I trust that others who stuck around Poznań longer and who are more directly involved in the negotiations will report on progress when the conference ends in a few days. I want merely to report that the global community is once again investing its hope in the United States. I heard the same message in London from cabbies to business and civil leaders: After eight years on the dark side, eight years in which America seemed to forsake its highest and best values, and eight years in which Washington, D.C. has been a wholly owned subsidiary of Big Oil, the world believes the United States is back again, in the nick of time. Or so my small sample of Europeans indicates.

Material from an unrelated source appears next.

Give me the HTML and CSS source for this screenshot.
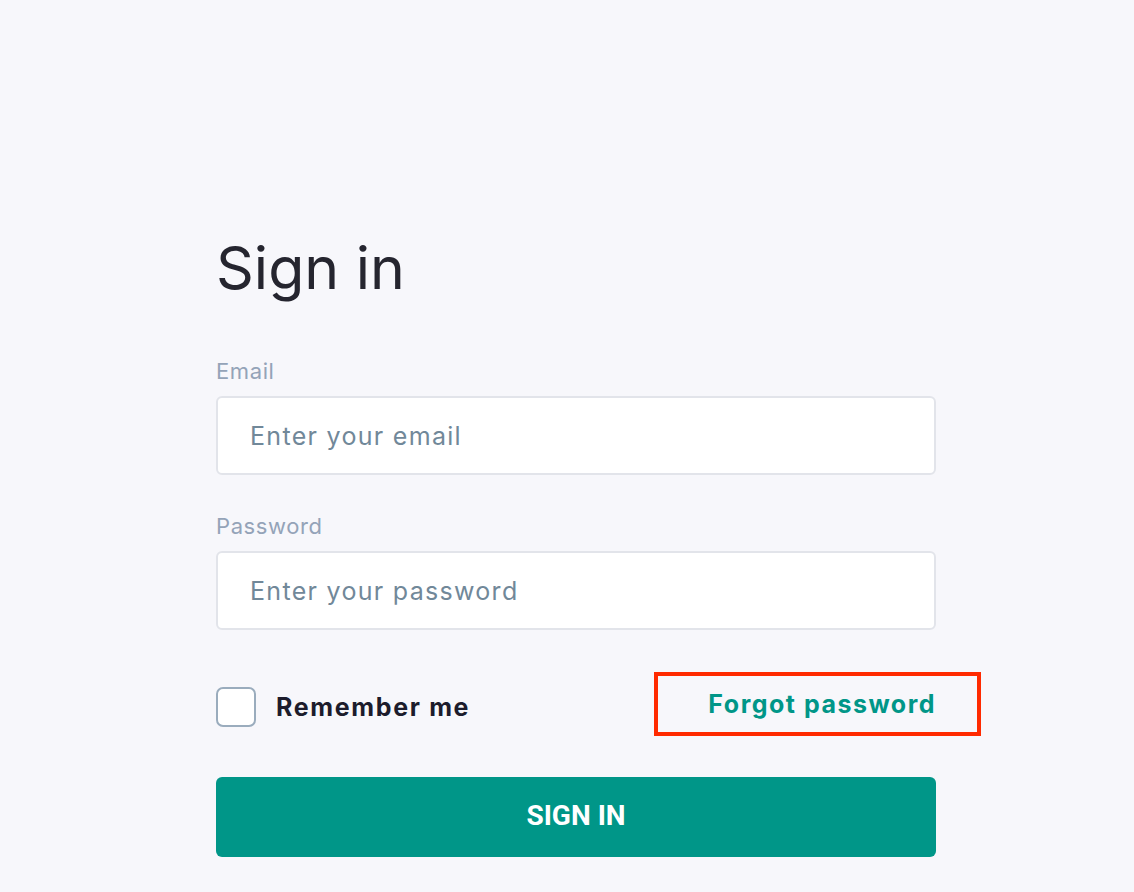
FILE: index.html
```html
<!DOCTYPE html>
<html lang="en">
<head>
<meta charset="utf-8">
<title>Sign in</title>
<link rel="stylesheet" href="styles.css">
</head>
<body>
<main class="page">
  <form class="signin">
    <h1 class="title">Sign in</h1>
    <label class="field">
      <span class="label">Email</span>
      <input class="input" type="email" placeholder="Enter your email">
    </label>
    <label class="field">
      <span class="label">Password</span>
      <input class="input" type="password" placeholder="Enter your password">
    </label>
    <div class="row">
      <label class="remember">
        <span class="box"></span>
        <span class="remember-text">Remember me</span>
      </label>
      <a class="forgot" href="#">Forgot password<span class="highlight"></span></a>
    </div>
    <button class="submit" type="button">SIGN IN</button>
  </form>
</main>
</body>
</html>
```
FILE: styles.css
```css
html, body {
  margin: 0;
  padding: 0;
  background: #f7f7fb;
}
body {
  font-family: Inter, "Liberation Sans", sans-serif;
}
.page {
  padding: 232px 0 0 216px;
}
.signin {
  width: 720px;
  display: flex;
  flex-direction: column;
}
.title {
  margin: 0 0 54px;
  font-size: 59px;
  line-height: 72px;
  font-weight: 400;
  color: #25252f;
}
.field {
  display: flex;
  flex-direction: column;
  margin-bottom: 38px;
}
.label {
  font-size: 22px;
  line-height: 26px;
  letter-spacing: 0.6px;
  color: #94a3b8;
  margin-bottom: 12px;
}
.input {
  box-sizing: border-box;
  height: 79px;
  border: 2px solid #e2e4ea;
  border-radius: 6px;
  background: #fff;
  padding: 0 32px;
  font-family: Inter, "Liberation Sans", sans-serif;
  font-size: 25px;
  letter-spacing: 1.3px;
  color: #2a3342;
  outline: none;
}
.input::placeholder {
  color: #718899;
}
.row {
  display: flex;
  justify-content: space-between;
  align-items: center;
  margin-top: 19px;
  margin-bottom: 50px;
}
.remember {
  display: flex;
  align-items: center;
  gap: 20px;
}
.box {
  box-sizing: border-box;
  width: 40px;
  height: 40px;
  border: 2px solid #9aacbd;
  border-radius: 7px;
  background: #fff;
}
.remember-text {
  font-size: 25px;
  font-weight: 700;
  letter-spacing: 1.65px;
  color: #1c1c2c;
}
.forgot {
  position: relative;
  font-size: 25px;
  line-height: 32px;
  font-weight: 700;
  letter-spacing: 1.5px;
  color: #009688;
  text-decoration: none;
  margin-top: -7px;
}
.highlight {
  position: absolute;
  left: -54px;
  right: -45px;
  top: -16px;
  bottom: -16px;
  border: 4px solid #ff2a00;
  pointer-events: none;
}
.submit {
  height: 80px;
  padding: 0 0 3px;
  border: none;
  border-radius: 6px;
  background: #009688;
  color: #fff;
  font-family: Roboto, Inter, sans-serif;
  font-size: 28px;
  font-weight: 700;
  cursor: pointer;
}
```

“No other nation can do this,” one environmental leader told me, referring to the need for leadership on climate action. “No other nation is as innovative and creative and as able to break loose from the status quo.”

More than 11,000 delegates from 187 nations, along with leaders from business and non-governmental organizations, have assembled in Poznan to work on a post-Kyoto climate agreement. Between now and next December, they will have to bridge the wide gap between developed and developing nations. It’s easy to be skeptical. There is widespread speculation in Washington, D.C., that the Congress will not be able to pass a cap-and-trade bill next year — a failure that some experts say would take the wind out of the sails of international resolve for a global agreement.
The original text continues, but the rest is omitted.